The repair was still under warranty and the damaged turbines were swiftly carried out by LKT. Now both T4 and T5 have nominal performance again.

Fig. 5.

The damaged expansion wheel and nozzle in T5

3.2 CC2 Speed Sensor Failure

In October 22nd, 2021, the CC2 speed sensor was broken and sent back to LKT for replacement. During the future operation of LINAC it might happen that we need to replace one CC and keep the rest of the cryogenic system and CMs working at 4.5 K. Therefore, we arranged the test to warm-up the CCs string under the condition of the the CBx in cold. The process includes CCs string warm-up, CC spare replacement, CCs string cool-down and CCs string pump-down, which presented in Fig. 6. It took 24 h to warm up the CCs, 1.2 h to cool down the CCs string and 0.6 h to pump down the CCs string. According to our experience, around 6 h are required to replace the CC spare. Therefore, 32 h in total are needed to replace one CC with CBx cold.
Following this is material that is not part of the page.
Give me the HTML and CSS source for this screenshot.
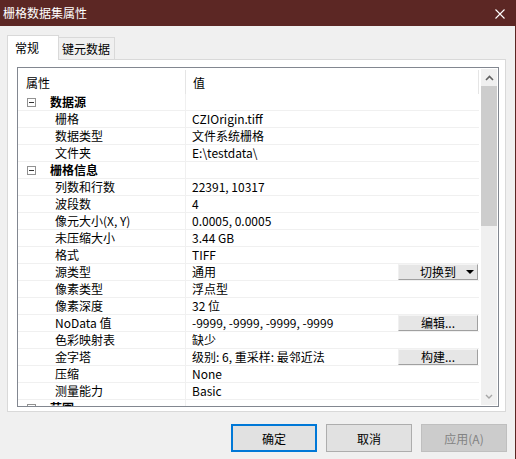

In the future, we will further investigate and work on to minimize the downtime caused by one CC replacement after the CDS and CMs are connected with the ACCP.

Fig. 6.

(1) The trends for CCs string warm-up, (2) The trends for CCs cooldown, (3) The trends for CCs pump-down

4 Conclusion

ACCP had the site acceptance test successfully and fulfilled the expectations in July, 2020. Then we had ~ 1.5 years ACCP fine tuning and operation. The ACCP performance are studied, such as CCs off-design and ACCP different heat loads tests. With the issues occurring during the commissioning, the operation process is optimized and more experience has been achieved. After ACCP and CDS connected, ACCP-CDS integrated test will be carried out in Q4, 2022.